● **Available data**:
============================================================
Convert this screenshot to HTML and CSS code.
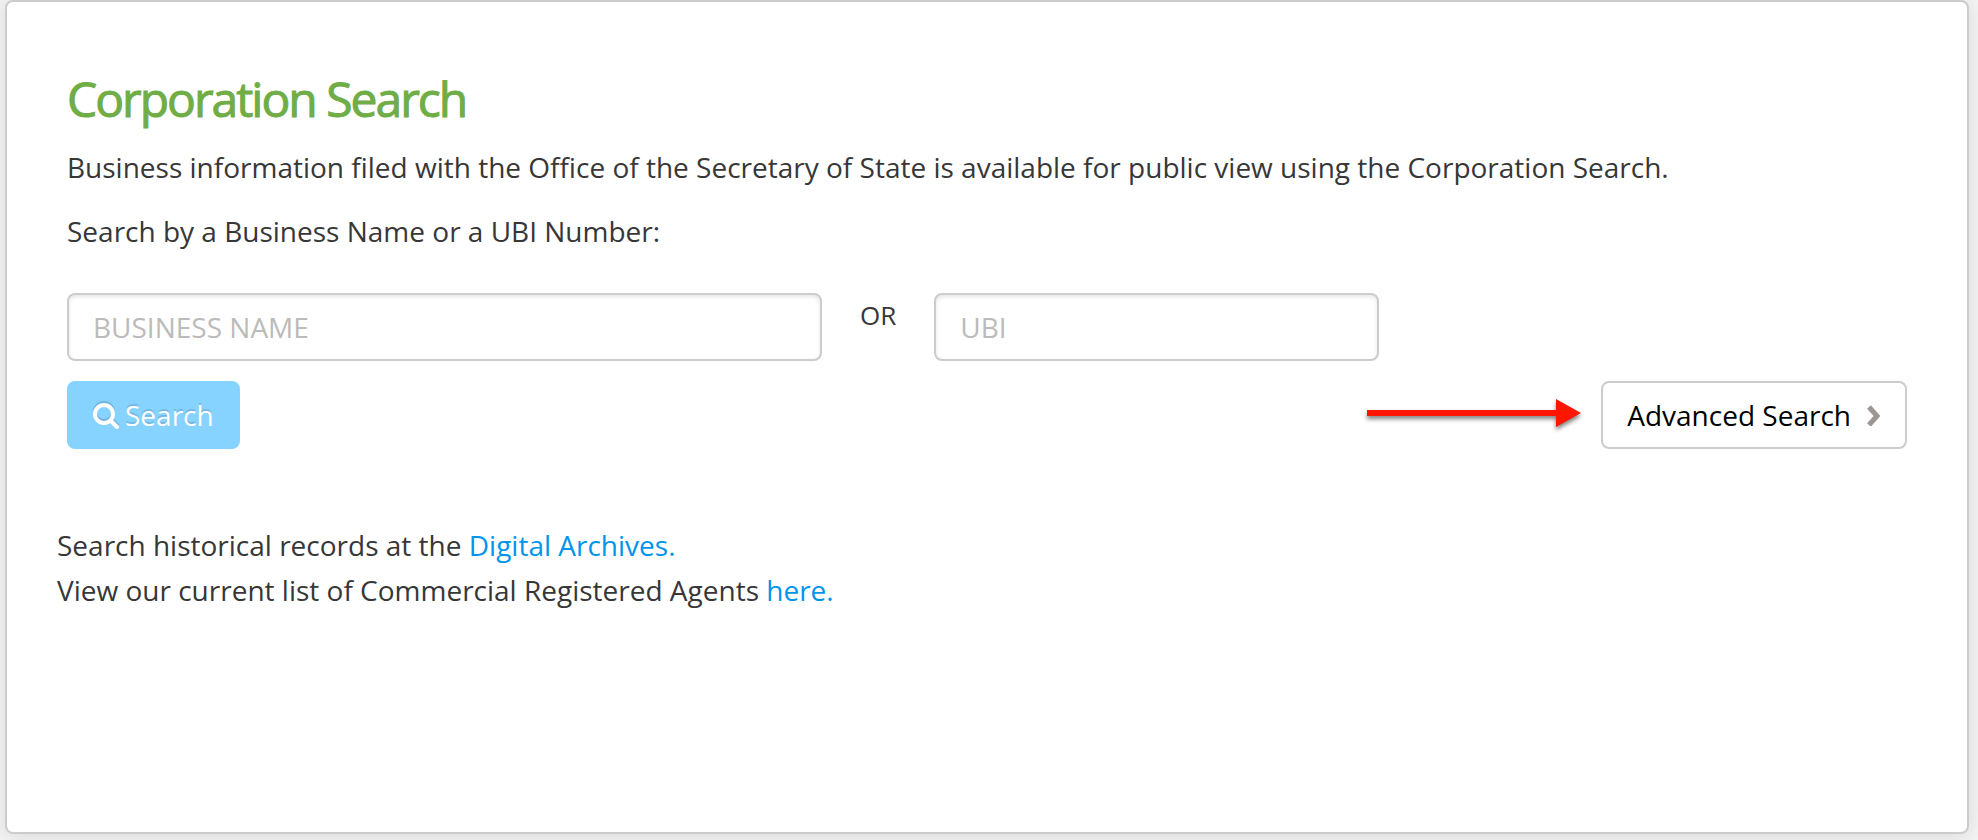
FILE: index.html
```
<!DOCTYPE html>
<html lang="en">
<head>
    <meta charset="utf-8">
    <title>Corporation Search</title>
    <link rel="stylesheet" href="styles.css">
</head>
<body>
<main class="panel">
    <h1>Corporation Search</h1>
    <p class="intro">Business information filed with the Office of the Secretary of State is available for public view using the Corporation Search.</p>
    <p class="prompt">Search by a Business Name or a UBI Number:</p>
    <form class="search-form">
        <div class="fields">
            <input class="field field-name" type="text" placeholder="BUSINESS NAME" aria-label="Business name">
            <span class="or">OR</span>
            <input class="field field-ubi" type="text" placeholder="UBI" aria-label="UBI number">
        </div>
        <div class="actions">
            <button class="btn btn-search" type="submit" disabled>
                <svg class="icon-search" viewBox="0 0 26 28" aria-hidden="true">
                    <circle cx="11" cy="13" r="9"/>
                    <path d="M18 20l6 6"/>
                </svg>
                Search
            </button>
            <svg class="arrow" viewBox="0 0 214 30" aria-hidden="true">
                <path d="M0 12h189V1l25 14-25 14V18H0z"/>
            </svg>
            <button class="btn btn-advanced" type="button">
                Advanced Search
                <svg class="icon-chevron" viewBox="0 0 14 22" aria-hidden="true">
                    <path d="M2 3l8 9-8 9"/>
                </svg>
            </button>
        </div>
    </form>
    <div class="links">
        <p>Search historical records at the <a href="#">Digital Archives.</a></p>
        <p>View our current list of Commercial Registered Agents <a href="#">here.</a></p>
    </div>
</main>
</body>
</html>
```
FILE: styles.css
```
* {
    box-sizing: border-box;
}
body {
    margin: 0;
    padding: 0 9px 6px 5px;
    min-height: 100vh;
    display: flex;
    background-color: #f3f3f3;
    font-family: "Open Sans", "Noto Sans", sans-serif;
    font-size: 28px;
    line-height: 45px;
    color: #373737;
}
.panel {
    flex: 1;
    padding: 65px 60px 60px;
    background-color: #fff;
    border: 2px solid #ccc;
    border-radius: 8px;
    box-shadow: 0 2px 20px rgba(0, 0, 0, 0.1);
}
h1 {
    margin: 0 0 14px;
    font-size: 48px;
    font-weight: 400;
    line-height: 64px;
    letter-spacing: -2px;
    color: #70ad47;
    -webkit-text-stroke: 1px #70ad47;
}
p {
    margin: 0;
}
.prompt {
    margin-top: 19px;
}
.fields {
    display: flex;
    margin-top: 39px;
}
.field {
    height: 68px;
    padding: 0 24px;
    border: 2px solid #ccc;
    border-radius: 8px;
    box-shadow: inset 0 2px 4px rgba(0, 0, 0, 0.1);
    background-color: #fff;
    font: inherit;
    color: #373737;
}
.field::placeholder {
    color: #bbb;
    opacity: 1;
}
.field-name {
    width: 755px;
}
.field-ubi {
    width: 445px;
}
.or {
    padding: 0 38px;
    font-size: 26px;
}
.actions {
    display: flex;
    align-items: center;
    margin-top: 20px;
}
.btn {
    display: flex;
    align-items: center;
    height: 68px;
    padding: 0 24px;
    border: 2px solid #ccc;
    border-radius: 8px;
    background-color: #fff;
    font: inherit;
    color: #000;
}
.btn-search {
    gap: 6px;
    border-color: #87d3ff;
    background-color: #87d3ff;
    color: #fff;
    text-shadow: 0 -2px 0 rgba(0, 0, 0, 0.15);
}
.btn-advanced {
    gap: 16px;
}
.icon-search {
    width: 26px;
    height: 28px;
    fill: none;
    stroke: #fff;
    stroke-width: 4;
    stroke-linecap: round;
    overflow: visible;
    filter: drop-shadow(0 -2px 0 rgba(0, 0, 0, 0.15));
}
.icon-chevron {
    width: 14px;
    height: 22px;
    fill: none;
    stroke: #9e9595;
    stroke-width: 5;
}
.arrow {
    width: 214px;
    height: 30px;
    margin: 0 20px 4px auto;
    overflow: visible;
    fill: #ff1500;
    filter: drop-shadow(0 3px 2px rgba(0, 0, 0, 0.5));
}
.links {
    margin: 74px 0 0 -10px;
}
a {
    color: #0095eb;
    text-decoration: none;
}
```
============================================================
● **Instructions for the task**: Transcribe all of the material exactly, leaving out whatever pictures it contains.

● **Exercise result**:
Convert this screenshot to HTML and CSS code.
FILE: index.html
```
<!DOCTYPE html>
<html lang="en">
<head>
    <meta charset="utf-8">
    <title>Corporation Search</title>
    <link rel="stylesheet" href="styles.css">
</head>
<body>
<main class="panel">
    <h1>Corporation Search</h1>
    <p class="intro">Business information filed with the Office of the Secretary of State is available for public view using the Corporation Search.</p>
    <p class="prompt">Search by a Business Name or a UBI Number:</p>
    <form class="search-form">
        <div class="fields">
            <input class="field field-name" type="text" placeholder="BUSINESS NAME" aria-label="Business name">
            <span class="or">OR</span>
            <input class="field field-ubi" type="text" placeholder="UBI" aria-label="UBI number">
        </div>
        <div class="actions">
            <button class="btn btn-search" type="submit" disabled>
                <svg class="icon-search" viewBox="0 0 26 28" aria-hidden="true">
                    <circle cx="11" cy="13" r="9"/>
                    <path d="M18 20l6 6"/>
                </svg>
                Search
            </button>
            <svg class="arrow" viewBox="0 0 214 30" aria-hidden="true">
                <path d="M0 12h189V1l25 14-25 14V18H0z"/>
            </svg>
            <button class="btn btn-advanced" type="button">
                Advanced Search
                <svg class="icon-chevron" viewBox="0 0 14 22" aria-hidden="true">
                    <path d="M2 3l8 9-8 9"/>
                </svg>
            </button>
        </div>
    </form>
    <div class="links">
        <p>Search historical records at the <a href="#">Digital Archives.</a></p>
        <p>View our current list of Commercial Registered Agents <a href="#">here.</a></p>
    </div>
</main>
</body>
</html>
```
FILE: styles.css
```
* {
    box-sizing: border-box;
}
body {
    margin: 0;
    padding: 0 9px 6px 5px;
    min-height: 100vh;
    display: flex;
    background-color: #f3f3f3;
    font-family: "Open Sans", "Noto Sans", sans-serif;
    font-size: 28px;
    line-height: 45px;
    color: #373737;
}
.panel {
    flex: 1;
    padding: 65px 60px 60px;
    background-color: #fff;
    border: 2px solid #ccc;
    border-radius: 8px;
    box-shadow: 0 2px 20px rgba(0, 0, 0, 0.1);
}
h1 {
    margin: 0 0 14px;
    font-size: 48px;
    font-weight: 400;
    line-height: 64px;
    letter-spacing: -2px;
    color: #70ad47;
    -webkit-text-stroke: 1px #70ad47;
}
p {
    margin: 0;
}
.prompt {
    margin-top: 19px;
}
.fields {
    display: flex;
    margin-top: 39px;
}
.field {
    height: 68px;
    padding: 0 24px;
    border: 2px solid #ccc;
    border-radius: 8px;
    box-shadow: inset 0 2px 4px rgba(0, 0, 0, 0.1);
    background-color: #fff;
    font: inherit;
    color: #373737;
}
.field::placeholder {
    color: #bbb;
    opacity: 1;
}
.field-name {
    width: 755px;
}
.field-ubi {
    width: 445px;
}
.or {
    padding: 0 38px;
    font-size: 26px;
}
.actions {
    display: flex;
    align-items: center;
    margin-top: 20px;
}
.btn {
    display: flex;
    align-items: center;
    height: 68px;
    padding: 0 24px;
    border: 2px solid #ccc;
    border-radius: 8px;
    background-color: #fff;
    font: inherit;
    color: #000;
}
.btn-search {
    gap: 6px;
    border-color: #87d3ff;
    background-color: #87d3ff;
    color: #fff;
    text-shadow: 0 -2px 0 rgba(0, 0, 0, 0.15);
}
.btn-advanced {
    gap: 16px;
}
.icon-search {
    width: 26px;
    height: 28px;
    fill: none;
    stroke: #fff;
    stroke-width: 4;
    stroke-linecap: round;
    overflow: visible;
    filter: drop-shadow(0 -2px 0 rgba(0, 0, 0, 0.15));
}
.icon-chevron {
    width: 14px;
    height: 22px;
    fill: none;
    stroke: #9e9595;
    stroke-width: 5;
}
.arrow {
    width: 214px;
    height: 30px;
    margin: 0 20px 4px auto;
    overflow: visible;
    fill: #ff1500;
    filter: drop-shadow(0 3px 2px rgba(0, 0, 0, 0.5));
}
.links {
    margin: 74px 0 0 -10px;
}
a {
    color: #0095eb;
    text-decoration: none;
}
```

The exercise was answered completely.